The record date for the determination of registered Ayr Shareholders entitled to receive notice of, and to vote at, the Meeting is the close of business on May 16, 2022 (the “ Record Date”). Only Ayr Shareholders whose names are entered in the Corporation’s register of shareholders as of the close of business on the Record Date will be entitled to receive notice of, and to vote their shares at, the Meeting. Registered Ayr Shareholders and duly appointed proxyholders will be able to attend, participate, vote and ask questions at the Meeting. Beneficial Ayr Shareholders (being Ayr Shareholders who hold their shares through a securities dealer or broker, bank, trust company or trustee, custodian, nominee or other intermediary) who have not duly appointed themselves as their own proxy will not be able to attend the Meeting (as the Corporation does not have any record of beneficial Ayr Shareholders). Accordingly, if you are a beneficial Ayr Shareholder and wish to attend the Meeting, you MUST duly appoint yourself as your own proxy pursuant to the instructions in your enclosed voting instruction form.


Ayr Shareholders may exercise their rights by attending the Meeting or by completing a form of proxy or voting instruction form, as applicable. If you are a registered Ayr Shareholder that is unable to attend the Meeting or if you are a beneficial Ayr Shareholder, please complete, date and sign the enclosed form of proxy (registered Ayr Shareholders) or voting instruction form (beneficial Ayr Shareholders), as applicable, and deal with it as directed. An Ayr Shareholder who wishes to appoint a person other than the management nominees identified in the form of proxy or voting instruction form (the “Ayr proxyholders”) to represent such shareholder at the Meeting may do so by inserting such person’s name in the blank space provided in the form of proxy or voting instruction form and following the instructions for submitting such form of proxy or voting instruction form.

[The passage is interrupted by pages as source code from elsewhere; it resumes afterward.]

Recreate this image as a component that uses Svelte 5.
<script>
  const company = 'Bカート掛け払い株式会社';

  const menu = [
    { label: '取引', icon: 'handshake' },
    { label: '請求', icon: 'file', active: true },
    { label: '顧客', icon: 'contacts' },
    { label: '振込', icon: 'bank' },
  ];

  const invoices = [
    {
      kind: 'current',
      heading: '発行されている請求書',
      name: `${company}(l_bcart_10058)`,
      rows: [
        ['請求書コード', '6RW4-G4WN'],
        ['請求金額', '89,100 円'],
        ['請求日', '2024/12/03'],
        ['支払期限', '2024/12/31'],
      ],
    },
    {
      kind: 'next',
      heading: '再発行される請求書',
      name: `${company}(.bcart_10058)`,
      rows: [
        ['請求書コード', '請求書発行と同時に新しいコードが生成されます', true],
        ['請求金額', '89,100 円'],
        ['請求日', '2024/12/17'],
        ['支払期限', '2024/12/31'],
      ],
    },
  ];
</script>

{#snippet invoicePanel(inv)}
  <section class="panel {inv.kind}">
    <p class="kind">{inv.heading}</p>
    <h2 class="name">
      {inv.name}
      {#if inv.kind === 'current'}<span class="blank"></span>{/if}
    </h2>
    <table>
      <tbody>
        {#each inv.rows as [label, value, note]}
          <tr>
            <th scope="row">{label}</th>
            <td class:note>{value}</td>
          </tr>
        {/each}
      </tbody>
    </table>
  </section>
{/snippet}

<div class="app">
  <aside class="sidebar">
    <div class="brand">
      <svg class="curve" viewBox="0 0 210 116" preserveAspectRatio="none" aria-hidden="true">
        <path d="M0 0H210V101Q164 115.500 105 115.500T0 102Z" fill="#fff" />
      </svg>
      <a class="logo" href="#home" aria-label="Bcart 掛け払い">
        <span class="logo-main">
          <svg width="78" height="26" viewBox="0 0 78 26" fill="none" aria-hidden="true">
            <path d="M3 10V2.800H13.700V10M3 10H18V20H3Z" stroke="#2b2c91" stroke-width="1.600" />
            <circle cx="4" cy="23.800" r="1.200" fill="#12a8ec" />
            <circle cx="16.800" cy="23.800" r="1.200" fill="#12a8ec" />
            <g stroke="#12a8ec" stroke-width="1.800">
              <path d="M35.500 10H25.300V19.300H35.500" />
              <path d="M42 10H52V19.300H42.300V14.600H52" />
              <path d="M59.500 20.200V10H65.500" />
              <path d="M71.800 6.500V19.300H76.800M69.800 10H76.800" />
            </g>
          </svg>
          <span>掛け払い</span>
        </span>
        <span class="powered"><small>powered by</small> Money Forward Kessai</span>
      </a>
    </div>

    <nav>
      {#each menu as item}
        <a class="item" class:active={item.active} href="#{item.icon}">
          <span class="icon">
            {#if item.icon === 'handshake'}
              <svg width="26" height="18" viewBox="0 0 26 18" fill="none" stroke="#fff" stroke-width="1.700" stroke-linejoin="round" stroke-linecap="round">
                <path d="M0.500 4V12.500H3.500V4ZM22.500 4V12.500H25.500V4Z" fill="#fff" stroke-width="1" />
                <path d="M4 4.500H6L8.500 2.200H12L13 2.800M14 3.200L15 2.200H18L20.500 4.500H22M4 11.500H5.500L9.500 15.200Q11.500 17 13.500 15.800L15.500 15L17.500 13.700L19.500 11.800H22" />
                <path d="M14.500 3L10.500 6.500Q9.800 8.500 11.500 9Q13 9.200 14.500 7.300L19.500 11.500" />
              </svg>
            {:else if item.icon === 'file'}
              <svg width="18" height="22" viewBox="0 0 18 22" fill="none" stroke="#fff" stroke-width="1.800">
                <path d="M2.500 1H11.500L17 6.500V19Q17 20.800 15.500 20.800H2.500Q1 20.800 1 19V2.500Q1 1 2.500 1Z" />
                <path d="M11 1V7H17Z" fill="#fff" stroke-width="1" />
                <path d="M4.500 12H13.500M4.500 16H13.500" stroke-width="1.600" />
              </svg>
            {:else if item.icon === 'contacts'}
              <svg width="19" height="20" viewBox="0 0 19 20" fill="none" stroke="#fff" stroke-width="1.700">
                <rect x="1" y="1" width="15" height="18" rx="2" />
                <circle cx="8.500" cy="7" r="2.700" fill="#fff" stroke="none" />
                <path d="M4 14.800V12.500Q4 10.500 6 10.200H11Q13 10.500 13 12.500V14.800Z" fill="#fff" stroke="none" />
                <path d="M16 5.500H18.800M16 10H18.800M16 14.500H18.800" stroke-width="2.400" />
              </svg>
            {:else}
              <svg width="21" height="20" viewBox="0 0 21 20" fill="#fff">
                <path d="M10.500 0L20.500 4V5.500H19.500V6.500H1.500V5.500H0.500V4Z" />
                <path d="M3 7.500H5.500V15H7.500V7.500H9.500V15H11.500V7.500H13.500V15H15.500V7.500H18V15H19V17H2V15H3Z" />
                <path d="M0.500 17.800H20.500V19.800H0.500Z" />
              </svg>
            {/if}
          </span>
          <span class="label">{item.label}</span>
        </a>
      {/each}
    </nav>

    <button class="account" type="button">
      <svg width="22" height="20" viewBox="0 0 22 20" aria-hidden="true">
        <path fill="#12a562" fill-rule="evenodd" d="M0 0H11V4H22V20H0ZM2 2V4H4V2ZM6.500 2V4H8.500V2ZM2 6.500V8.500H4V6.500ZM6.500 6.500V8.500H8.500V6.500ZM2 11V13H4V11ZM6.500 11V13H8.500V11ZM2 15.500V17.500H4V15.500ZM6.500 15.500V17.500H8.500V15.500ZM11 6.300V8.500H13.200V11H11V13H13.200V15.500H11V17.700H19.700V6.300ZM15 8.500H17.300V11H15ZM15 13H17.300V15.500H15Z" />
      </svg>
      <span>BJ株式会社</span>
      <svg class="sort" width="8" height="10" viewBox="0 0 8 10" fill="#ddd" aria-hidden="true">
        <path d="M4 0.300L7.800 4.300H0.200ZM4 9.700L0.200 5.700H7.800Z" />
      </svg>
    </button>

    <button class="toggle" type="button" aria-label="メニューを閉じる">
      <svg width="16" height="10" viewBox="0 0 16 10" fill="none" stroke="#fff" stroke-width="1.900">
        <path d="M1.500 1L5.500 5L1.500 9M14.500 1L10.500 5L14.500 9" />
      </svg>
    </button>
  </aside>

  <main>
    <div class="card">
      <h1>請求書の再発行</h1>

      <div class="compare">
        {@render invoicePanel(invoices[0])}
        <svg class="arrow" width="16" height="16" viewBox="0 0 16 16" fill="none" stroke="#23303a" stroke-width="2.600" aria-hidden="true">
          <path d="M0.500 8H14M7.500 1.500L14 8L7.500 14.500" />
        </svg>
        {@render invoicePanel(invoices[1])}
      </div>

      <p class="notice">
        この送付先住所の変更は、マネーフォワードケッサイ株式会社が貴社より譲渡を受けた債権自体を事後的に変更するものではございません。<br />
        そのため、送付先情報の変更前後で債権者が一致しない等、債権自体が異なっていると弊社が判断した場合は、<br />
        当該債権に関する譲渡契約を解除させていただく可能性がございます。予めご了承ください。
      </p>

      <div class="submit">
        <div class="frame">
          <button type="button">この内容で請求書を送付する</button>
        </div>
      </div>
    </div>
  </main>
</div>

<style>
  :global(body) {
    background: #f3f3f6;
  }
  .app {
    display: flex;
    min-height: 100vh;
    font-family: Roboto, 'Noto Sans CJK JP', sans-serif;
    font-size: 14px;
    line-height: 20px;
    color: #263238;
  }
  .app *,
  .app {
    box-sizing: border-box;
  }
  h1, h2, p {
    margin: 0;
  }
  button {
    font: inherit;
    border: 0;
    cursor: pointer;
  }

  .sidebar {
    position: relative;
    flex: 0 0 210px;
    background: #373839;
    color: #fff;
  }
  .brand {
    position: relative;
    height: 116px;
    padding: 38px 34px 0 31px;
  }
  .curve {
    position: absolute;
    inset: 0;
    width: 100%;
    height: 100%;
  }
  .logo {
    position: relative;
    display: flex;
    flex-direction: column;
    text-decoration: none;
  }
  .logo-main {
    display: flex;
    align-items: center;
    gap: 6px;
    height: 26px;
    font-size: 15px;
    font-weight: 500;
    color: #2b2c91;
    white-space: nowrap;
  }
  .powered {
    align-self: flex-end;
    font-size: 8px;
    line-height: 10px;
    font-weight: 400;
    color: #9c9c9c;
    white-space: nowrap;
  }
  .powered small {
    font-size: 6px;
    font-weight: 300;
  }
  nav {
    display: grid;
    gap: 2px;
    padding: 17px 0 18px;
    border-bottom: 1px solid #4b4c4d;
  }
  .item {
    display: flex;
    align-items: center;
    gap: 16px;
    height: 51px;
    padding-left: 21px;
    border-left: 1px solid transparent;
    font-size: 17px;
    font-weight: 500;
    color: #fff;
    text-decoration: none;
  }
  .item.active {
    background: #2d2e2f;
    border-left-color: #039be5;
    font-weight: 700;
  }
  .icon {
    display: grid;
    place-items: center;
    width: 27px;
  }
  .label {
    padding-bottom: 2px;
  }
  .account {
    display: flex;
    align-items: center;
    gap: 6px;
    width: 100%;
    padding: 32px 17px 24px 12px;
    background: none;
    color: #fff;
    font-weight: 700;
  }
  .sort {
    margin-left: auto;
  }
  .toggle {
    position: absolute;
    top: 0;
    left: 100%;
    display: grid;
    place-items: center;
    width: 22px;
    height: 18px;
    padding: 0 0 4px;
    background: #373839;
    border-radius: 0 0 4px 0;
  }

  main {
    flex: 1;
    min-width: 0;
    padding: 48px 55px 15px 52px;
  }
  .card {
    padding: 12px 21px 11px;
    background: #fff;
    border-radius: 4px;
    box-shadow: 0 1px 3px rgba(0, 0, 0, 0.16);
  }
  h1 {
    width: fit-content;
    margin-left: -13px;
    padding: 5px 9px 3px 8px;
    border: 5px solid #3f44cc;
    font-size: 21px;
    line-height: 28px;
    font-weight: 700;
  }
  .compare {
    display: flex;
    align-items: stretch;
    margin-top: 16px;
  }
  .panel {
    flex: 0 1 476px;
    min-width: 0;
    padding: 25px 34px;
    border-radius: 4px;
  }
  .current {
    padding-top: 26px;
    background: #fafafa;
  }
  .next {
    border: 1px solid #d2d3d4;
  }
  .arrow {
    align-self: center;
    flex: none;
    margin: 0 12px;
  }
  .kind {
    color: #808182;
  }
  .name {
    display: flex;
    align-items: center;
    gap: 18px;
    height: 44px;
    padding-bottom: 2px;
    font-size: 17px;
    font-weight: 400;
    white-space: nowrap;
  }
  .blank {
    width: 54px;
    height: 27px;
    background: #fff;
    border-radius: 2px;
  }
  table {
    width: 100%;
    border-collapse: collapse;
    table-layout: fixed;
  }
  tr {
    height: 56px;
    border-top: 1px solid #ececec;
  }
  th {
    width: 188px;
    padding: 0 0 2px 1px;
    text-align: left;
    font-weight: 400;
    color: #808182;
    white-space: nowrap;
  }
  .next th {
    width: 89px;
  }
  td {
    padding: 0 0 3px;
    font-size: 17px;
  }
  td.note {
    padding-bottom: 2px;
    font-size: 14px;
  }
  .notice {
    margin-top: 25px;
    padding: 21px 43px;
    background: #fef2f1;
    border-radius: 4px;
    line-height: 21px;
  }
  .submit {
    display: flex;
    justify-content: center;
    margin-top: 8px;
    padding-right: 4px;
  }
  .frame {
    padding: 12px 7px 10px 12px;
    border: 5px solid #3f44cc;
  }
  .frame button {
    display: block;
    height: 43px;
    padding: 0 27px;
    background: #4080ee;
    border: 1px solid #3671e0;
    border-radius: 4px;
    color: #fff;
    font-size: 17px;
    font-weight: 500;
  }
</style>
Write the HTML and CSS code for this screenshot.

Proxies must be received by Odyssey (Odyssey Trust Company, Attn: Proxy Department, 67 Yonge St, Suite 702, Toronto, Ontario M5E 1J8) no later than 10:00 a.m. (Eastern time) on the second business day preceding the day of the Meeting (being Tuesday, June 21, 2022) or any adjournment(s) or postponement(s) thereof. Your shares will be voted in accordance with your instructions as indicated on the proxy.





If you are a registered Ayr Shareholder, contact Odyssey at www.odysseycontact.com for any voting questions you may have.


This notice of annual general and special meeting of Ayr Shareholders is accompanied by the Circular and a form of proxy (for registered Ayr Shareholders) or a voting instruction form (for beneficial Ayr Shareholders). As an Ayr Shareholder, it is very important that you read these documents carefully, as they contain important information and detailed instructions about how to vote your shares and participate in the Meeting.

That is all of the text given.